On both Butterfly, a gorgeous chart by Herbie Hancock and Bernie Maupin, Mr Schwarz-Bart plays exquisitely elegiac lines as the inimitable Malika Tirolien flutters vocal wings through the lyric, almost matching the ethereal luminosity of the definitive vocal version [of Butterfly] sung by Gretchen Parlato on her disc Live in NYC [ObliqSound, 2018].

It is tempting to try and single out a song as the apogee of this album by Mr Schwarz-Bart, but that would be a proverbial exercise in futility. Better to be mesmerized by the breadth of Mr Schwarz-Bart’s musicianship and the manner in which he moves seamlessly between musical forms from the blues and other classic Black American rhythmic idioms, full of irrepressible and swing and dance.  

Cue the energetic bebopping fire of Sun Salutation which gives way to the dreamy elegance of Ambrosia and the bluesy Equinox by John Coltrane, leading to an oblique tribute to Trane on Central Park North. Then feel the visceral and screaming energy of free expressions that soon turn to elemental sadness in From Gore to Harlem, Mr Schwarz-Bart’s ode to the island of Gorée in Senegal, the gateway through which slaves were torn away from the bosom of Mother Africa.

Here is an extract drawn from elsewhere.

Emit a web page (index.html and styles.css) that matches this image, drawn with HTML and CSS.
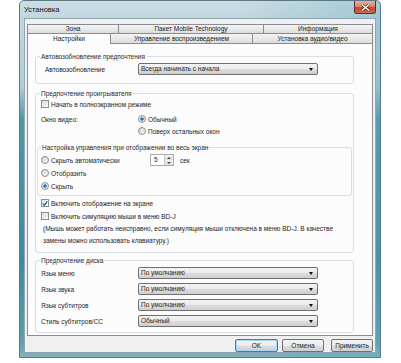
FILE: index.html
```html
<!DOCTYPE html>
<html lang="ru">
<head>
    <meta charset="UTF-8">
    <title>Установка</title>
    <link rel="stylesheet" href="styles.css">
</head>
<body>
    <div class="window">
        <div class="titlebar">
            <span class="title">Установка</span>
            <span class="close">
                <svg width="9" height="7" viewBox="0 0 9 7"><path d="M1 0.5 L8 6.5 M8 0.5 L1 6.5" stroke="#5a1a10" stroke-width="2.6"/><path d="M1 0.5 L8 6.5 M8 0.5 L1 6.5" stroke="#fff" stroke-width="1.4"/></svg>
            </span>
        </div>

        <div class="client">
            <div class="tabs">
                <div class="tab-row">
                    <div class="tab t-zone">Зона</div>
                    <div class="tab t-mobile">Пакет Mobile Technology</div>
                    <div class="tab t-info">Информация</div>
                </div>
                <div class="tab-row front">
                    <div class="tab t-settings active">Настройки</div>
                    <div class="tab t-playback">Управление воспроизведением</div>
                    <div class="tab t-av">Установка аудио/видео</div>
                </div>
            </div>

            <div class="panel">
                <fieldset class="group g-resume">
                    <legend>Автовозобновление предпочтения</legend>
                    <div class="field-row">
                        <span class="label">Автовозобновление</span>
                        <div class="select"><span>Всегда начинать с начала</span><i class="arrow"></i></div>
                    </div>
                </fieldset>

                <fieldset class="group g-player">
                    <legend>Предпочтение проигрывателя</legend>
                    <div class="check-row"><span class="box"></span>Начать в полноэкранном режиме</div>
                    <div class="field-row video-row">
                        <span class="label">Окно видео:</span>
                        <div class="radio-item"><span class="radio on"></span>Обычный</div>
                    </div>
                    <div class="field-row">
                        <span class="label"></span>
                        <div class="radio-item"><span class="radio"></span>Поверх остальных окон</div>
                    </div>

                    <fieldset class="group inner">
                        <legend>Настройка управления при отображении во весь экран</legend>
                        <div class="radio-row">
                            <div class="radio-item auto"><span class="radio"></span>Скрыть автоматически</div>
                            <div class="spin">
                                <span class="spin-value">5</span>
                                <span class="spin-btns"><i class="up"></i><i class="down"></i></span>
                            </div>
                            <span class="unit">сек</span>
                        </div>
                        <div class="radio-row">
                            <div class="radio-item"><span class="radio"></span>Отобразить</div>
                        </div>
                        <div class="radio-row">
                            <div class="radio-item"><span class="radio on"></span>Скрыть</div>
                        </div>
                    </fieldset>

                    <div class="check-row first"><span class="box checked">
                        <svg width="7" height="7" viewBox="0 0 7 7"><path d="M1 3.6 L2.8 5.5 L6.2 1" fill="none" stroke="#2656a8" stroke-width="1.4"/></svg>
                    </span>Включить отображение на экране</div>
                    <div class="check-row"><span class="box"></span>Включить симуляцию мыши в меню BD-J</div>
                    <p class="note">(Мышь может работать неисправно, если симуляция мыши отключена в меню BD-J. В качестве<br>замены можно использовать клавиатуру.)</p>
                </fieldset>

                <fieldset class="group g-disc">
                    <legend>Предпочтение диска</legend>
                    <div class="field-row">
                        <span class="label">Язык меню</span>
                        <div class="select"><span>По умолчанию</span><i class="arrow"></i></div>
                    </div>
                    <div class="field-row">
                        <span class="label">Язык звука</span>
                        <div class="select"><span>По умолчанию</span><i class="arrow"></i></div>
                    </div>
                    <div class="field-row">
                        <span class="label">Язык субтитров</span>
                        <div class="select"><span>По умолчанию</span><i class="arrow"></i></div>
                    </div>
                    <div class="field-row">
                        <span class="label">Стиль субтитров/CC</span>
                        <div class="select"><span>Обычный</span><i class="arrow"></i></div>
                    </div>
                </fieldset>
            </div>

            <div class="buttons">
                <button class="btn btn-ok">OK</button>
                <button class="btn btn-cancel">Отмена</button>
                <button class="btn btn-apply">Применить</button>
            </div>
        </div>
    </div>
</body>
</html>
```

FILE: styles.css
```css
* {
    margin: 0;
    padding: 0;
    box-sizing: border-box;
}

body {
    background-color: #fff;
    font-family: "Liberation Sans", Arial, sans-serif;
    font-size: 6.5px;
    color: #1e1e1e;
}

/* window frame */
.window {
    margin-left: 19px;
    width: 362px;
    height: 358px;
    border: 1px solid #5b7886;
    border-radius: 5px 5px 0 0;
    padding: 0 4px 4px;
    display: flex;
    flex-direction: column;
    background:
        linear-gradient(90deg, rgba(255,255,255,0) 60%, rgba(90,170,190,0.35) 100%),
        linear-gradient(180deg, #cddde4 0px, #c2d6de 20px, #b3ced8 85px, #4f98aa 118px, #3b8ca1 260px, #5c9fae 340px, #86b5bf 358px);
}

.titlebar {
    height: 17px;
    display: flex;
    justify-content: space-between;
    align-items: flex-start;
}

.title {
    line-height: 17px;
    font-size: 7.5px;
    color: #111;
}

.close {
    width: 22px;
    height: 13px;
    border: 1px solid #6b2a1e;
    border-top: none;
    border-radius: 0 0 3px 3px;
    background: linear-gradient(180deg, #e9b1a3 0%, #d98570 45%, #c4452c 55%, #d0684c 100%);
    display: flex;
    align-items: center;
    justify-content: center;
}

.client {
    flex: 1;
    border: 1px solid #8ea4ae;
    background-color: #f0f0f0;
    padding: 5px 2px 0 2px;
    display: flex;
    flex-direction: column;
}

/* tabs */
.tab-row {
    display: flex;
    height: 9px;
}

.tab-row.front {
    height: 10px;
}

.tab {
    border: 1px solid #898c95;
    border-bottom: none;
    background: linear-gradient(180deg, #f4f4f4 0%, #e9e9e9 50%, #dcdcdc 100%);
    text-align: center;
    line-height: 8px;
    color: #222;
    margin-left: -1px;
}

.tab:first-child {
    margin-left: 0;
}

.front .tab {
    line-height: 9px;
}

.tab.active {
    background: #fcfcfc;
    height: 11px;
    position: relative;
    z-index: 1;
}

.t-zone { width: 92px; }
.t-mobile { width: 146px; }
.t-info { width: 110px; }
.t-settings { width: 84px; }
.t-playback { width: 143px; }
.t-av { width: 121px; }

/* panel */
.panel {
    height: 293px;
    border: 1px solid #898c95;
    background-color: #fcfcfc;
    padding: 8px 18px 0 7px;
}

.group {
    border: 1px solid #d5dfe5;
    border-radius: 3px;
    padding: 2px 5px 8px 5px;
}

.group legend {
    line-height: 9px;
    padding: 0 1px;
    margin-left: -1px;
    color: #2a2a2a;
}

.g-player {
    margin-top: 5px;
    padding-top: 0;
    padding-bottom: 5px;
}

.g-disc {
    margin-top: 3px;
    padding-bottom: 5px;
}

.g-disc .field-row + .field-row {
    margin-top: 4px;
}

.field-row {
    display: grid;
    grid-template-columns: 97px 180px;
    align-items: center;
    height: 12px;
}

.g-resume .label {
    padding-left: 4px;
}

.video-row {
    margin-top: 3px;
}

.select {
    height: 12px;
    border: 1px solid #707070;
    border-radius: 2px;
    background: linear-gradient(180deg, #f3f3f3 0%, #ebebeb 50%, #dddddd 51%, #cfcfcf 100%);
    display: flex;
    align-items: center;
    justify-content: space-between;
    padding: 0 4px 0 2px;
    line-height: 10px;
}

.arrow {
    width: 0;
    height: 0;
    border-left: 2.5px solid transparent;
    border-right: 2.5px solid transparent;
    border-top: 3px solid #111;
}

/* checkboxes and radios */
.check-row {
    display: flex;
    align-items: center;
    height: 12px;
    gap: 2px;
}

.check-row.first {
    margin-top: 1px;
}

.check-row + .check-row {
    margin-top: 1px;
}

.box {
    width: 8px;
    height: 8px;
    border: 1px solid #8e8f8f;
    background: linear-gradient(135deg, #dcdcdc 0%, #f6f6f6 100%);
    display: flex;
    align-items: center;
    justify-content: center;
}

.box.checked {
    background: linear-gradient(135deg, #e4e4e4 0%, #fafafa 100%);
}

.radio-item {
    display: flex;
    align-items: center;
    gap: 2px;
}

.radio {
    width: 8px;
    height: 8px;
    border-radius: 50%;
    border: 1px solid #8e8f8f;
    background: linear-gradient(135deg, #d6d6d6 0%, #f7f7f7 100%);
}

.radio.on {
    background: radial-gradient(circle, #1f5fae 0%, #3d86d1 35%, #dfe8f0 45%, #eeeeee 100%);
}

.inner {
    margin: 6px -4px 0;
    padding: 2px 3px 3px 3px;
}

.inner legend {
    margin-left: 0;
}

.radio-row {
    display: flex;
    align-items: center;
    height: 12px;
}

.radio-row + .radio-row {
    margin-top: 1px;
}

.radio-item.auto {
    width: 109px;
}

.spin {
    width: 24px;
    height: 12px;
    border: 1px solid #abadb3;
    background-color: #fff;
    display: flex;
    justify-content: space-between;
}

.spin-value {
    padding-left: 3px;
    line-height: 10px;
}

.spin-btns {
    width: 9px;
    display: flex;
    flex-direction: column;
    border-left: 1px solid #c9c9c9;
}

.spin-btns i {
    flex: 1;
    background: linear-gradient(180deg, #f2f2f2, #dedede);
    display: flex;
    align-items: center;
    justify-content: center;
}

.spin-btns .up::after {
    content: "";
    border-left: 2px solid transparent;
    border-right: 2px solid transparent;
    border-bottom: 2px solid #444;
}

.spin-btns .down::after {
    content: "";
    border-left: 2px solid transparent;
    border-right: 2px solid transparent;
    border-top: 2px solid #444;
}

.unit {
    margin-left: 6px;
}

.note {
    margin-top: 1px;
    line-height: 12px;
    padding-left: 2px;
    white-space: nowrap;
}

/* dialog buttons */
.buttons {
    display: flex;
    justify-content: flex-end;
    margin-top: 3px;
}

.btn {
    height: 13px;
    font-family: "Liberation Sans", Arial, sans-serif;
    font-size: 6.5px;
    color: #1e1e1e;
    border: 1px solid #707070;
    border-radius: 2px;
    background: linear-gradient(180deg, #f3f3f3 0%, #ebebeb 50%, #dddddd 51%, #cfcfcf 100%);
}

.btn-ok {
    width: 43px;
    margin-right: 4px;
    border-color: #3c7fb1;
    box-shadow: inset 0 0 0 1px #a6d5f3;
}

.btn-cancel {
    width: 42px;
    margin-right: 7px;
}

.btn-apply {
    width: 42px;
}
```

Both the penultimate and the finale of the album feature songs sung by another spectacular vocalist, Stephanie McKay, whose gorgeous vocal leaps on Look No Further [by Richard Rodgers] match those of the saxophonist – note for note, phrase for phrase, one incredible leap after the other. And there could be no better display of musical erudition in the glimmering tenderness of the masterfully crafted finale Dreaming of Freedom, with luminous vocalise by Miss McKay.

None of this music would turn out as impressively executed as it does were it not for the inspired ensembles who translate Mr Schwarz-Bart’s vision into song. It’s clear that pianists Victor Gould, Sullivan Fortner and Gregory Privat, bassists Matt Penman and Reggie Washington, drummers Marcus Gilmore, Terri Lyne Carrington and Arnaud Dolmen and both the vocalists are all perfectly attuned to the leader’s artistry. Naturally this makes for a truly special album by an artist who is nearing the peak of his powers.